Understanding magnetocrystalline anisotropy based on orbital and quadrupole moments

Abstract

Abstract Understanding magnetocrystalline anisotropy (MCA) is fundamentally important for developing novel magnetic materials. Therefore, clarifying the relationship between MCA and local physical quantities observed by spectroscopic measurements, such as the orbital and quadrupole moments, is necessary. In this review, we discuss MCA and the distortion effects in magnetic materials with transition metals (TMs) based on the orbital and quadrupole moments, which are related to the spin-conserving and spin-flip terms in the second-order perturbation calculations, respectively. We revealed that orbital moment stabilized the spin moment in the direction of the larger orbital moment, while the quadrupole moment stabilized the spin moment along the longitudinal direction of the spin-density distribution.

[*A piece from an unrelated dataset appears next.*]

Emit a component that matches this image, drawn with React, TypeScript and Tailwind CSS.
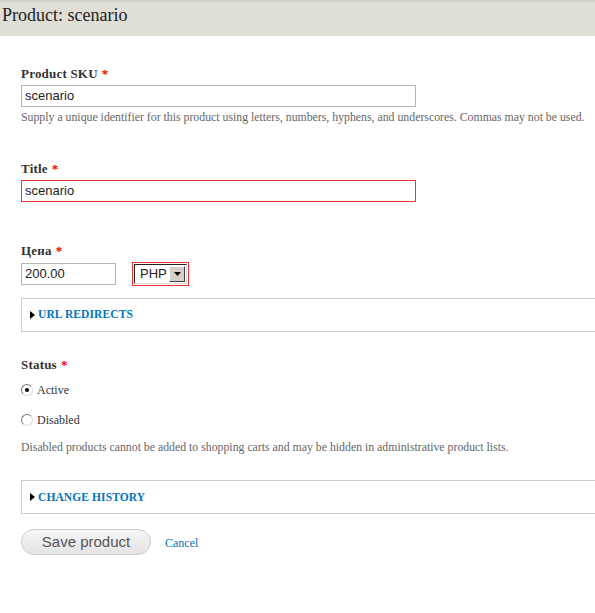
import React from "react";

const serif = "font-['Liberation_Serif','DejaVu_Serif',serif]";
const sans = "font-['Liberation_Sans',Arial,sans-serif]";

function Req() {
  return <span className="text-[#e00] ml-[4px]">*</span>;
}

function Label({ children }: { children: React.ReactNode }) {
  return (
    <div className={`${serif} text-[13px] font-bold text-[#333] leading-[16px] tracking-[0.2px]`}>
      {children}
      <Req />
    </div>
  );
}

function Arrow() {
  return (
    <svg width="5" height="8" viewBox="0 0 5 8" className="mr-[3px]">
      <path d="M0 0 L5 4 L0 8 Z" fill="#000" />
    </svg>
  );
}

function Fieldset({ title }: { title: string }) {
  return (
    <div className="ml-[21px] h-[34px] border border-r-0 border-[#ccc] flex items-center pl-[8px]">
      <Arrow />
      <span className={`${serif} text-[11.5px] font-bold text-[#0074bd] tracking-[0.1px]`}>{title}</span>
    </div>
  );
}

function Radio({ checked, label }: { checked?: boolean; label: string }) {
  return (
    <div className="flex items-center h-[14px]">
      <span className="w-[12px] h-[12px] rounded-full border border-[#777] border-r-[#ddd] border-b-[#ddd] bg-white flex items-center justify-center">
        {checked && <span className="w-[4px] h-[4px] rounded-full bg-black" />}
      </span>
      <span className={`${serif} text-[12px] text-[#333] ml-[4px]`}>{label}</span>
    </div>
  );
}

export default function App() {
  return (
    <div className="w-[595px] h-[613px] bg-white overflow-hidden">
      <div className="h-[36px] bg-[#dfdfd8] border-t-[2px] border-[#d2d2cc] flex items-center pl-[2px]">
        <span className={`${serif} text-[18px] text-[#222] leading-none mt-[-9px]`}>Product: scenario</span>
      </div>

      <div className="pt-[30px] pl-[21px]">
        <Label>Product SKU</Label>
        <div className="mt-[3px] w-[395px] h-[22px] border border-[#b5b5b5] flex items-center pl-[3px]">
          <span className={`${sans} text-[13px] text-[#222]`}>scenario</span>
        </div>
        <div className={`${serif} text-[11.8px] text-[#666] mt-[2px] whitespace-nowrap`}>
          Supply a unique identifier for this product using letters, numbers, hyphens, and underscores. Commas may not be used.
        </div>
      </div>

      <div className="pt-[34px] pl-[21px]">
        <Label>Title</Label>
        <div className="mt-[3px] w-[395px] h-[22px] border border-[#e33] flex items-center pl-[3px]">
          <span className={`${sans} text-[13px] text-[#222]`}>scenario</span>
        </div>
      </div>

      <div className="pt-[41px] pl-[21px]">
        <Label>Цена</Label>
        <div className="mt-[4px] flex items-start">
          <div className="w-[95px] h-[22px] border border-[#b5b5b5] flex items-center pl-[3px]">
            <span className={`${sans} text-[13px] text-[#222]`}>200.00</span>
          </div>
          <div className="ml-[16px] mt-[-1px] w-[57px] h-[24px] border border-[#e33] p-[1px]">
            <div className="w-full h-full border border-[#222] border-r-[#ddd] border-b-[#ddd] flex items-center pl-[5px] pr-[1px]">
              <span className={`${sans} text-[13px] text-[#222] flex-1`}>PHP</span>
              <span className="w-[16px] h-[16px] bg-[#d4d0c8] border border-[#fff] border-r-[#404040] border-b-[#404040] flex items-center justify-center">
                <svg width="7" height="4" viewBox="0 0 7 4"><path d="M0 0 H7 L3.5 4 Z" fill="#000" /></svg>
              </span>
            </div>
          </div>
        </div>
      </div>

      <div className="mt-[12px]">
        <Fieldset title="URL REDIRECTS" />
      </div>

      <div className="pt-[25px] pl-[21px]">
        <Label>Status</Label>
        <div className="mt-[10px]">
          <Radio checked label="Active" />
        </div>
        <div className="mt-[16px]">
          <Radio label="Disabled" />
        </div>
        <div className={`${serif} text-[11.8px] text-[#666] mt-[12px] whitespace-nowrap`}>
          Disabled products cannot be added to shopping carts and may be hidden in administrative product lists.
        </div>
      </div>

      <div className="mt-[24px]">
        <Fieldset title="CHANGE HISTORY" />
      </div>

      <div className="pl-[21px] mt-[15px] flex items-center">
        <button className={`w-[130px] h-[26px] rounded-full border border-[#ccc] bg-gradient-to-b from-[#f6f6f6] to-[#e4e4e4] ${sans} text-[15px] text-[#555]`}>
          Save product
        </button>
        <span className={`${serif} text-[12px] text-[#0074bd] ml-[14px] mt-[2px]`}>Cancel</span>
      </div>
    </div>
  );
}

The MCA of the magnetic materials with TMs and their interfaces can be determined from the competition between these two contributions. We showed that the perpendicular MCA of the face-centered cubic Ni with tensile tetragonal distortion arose from the orbital moment anisotropy, whereas that of Mn-Ga alloys originated from the quadrupole moment of spin density. In contrast, in the Co/Pd(111) multilayer and Fe/MgO(001), both the orbital moment anisotropy and quadrupole moment of spin density at the interfaces contributed to the perpendicular MCA. Understanding the MCA of magnetic materials and interfaces based on orbital and quadrupole moments is essential to design MCA of novel magnetic applications.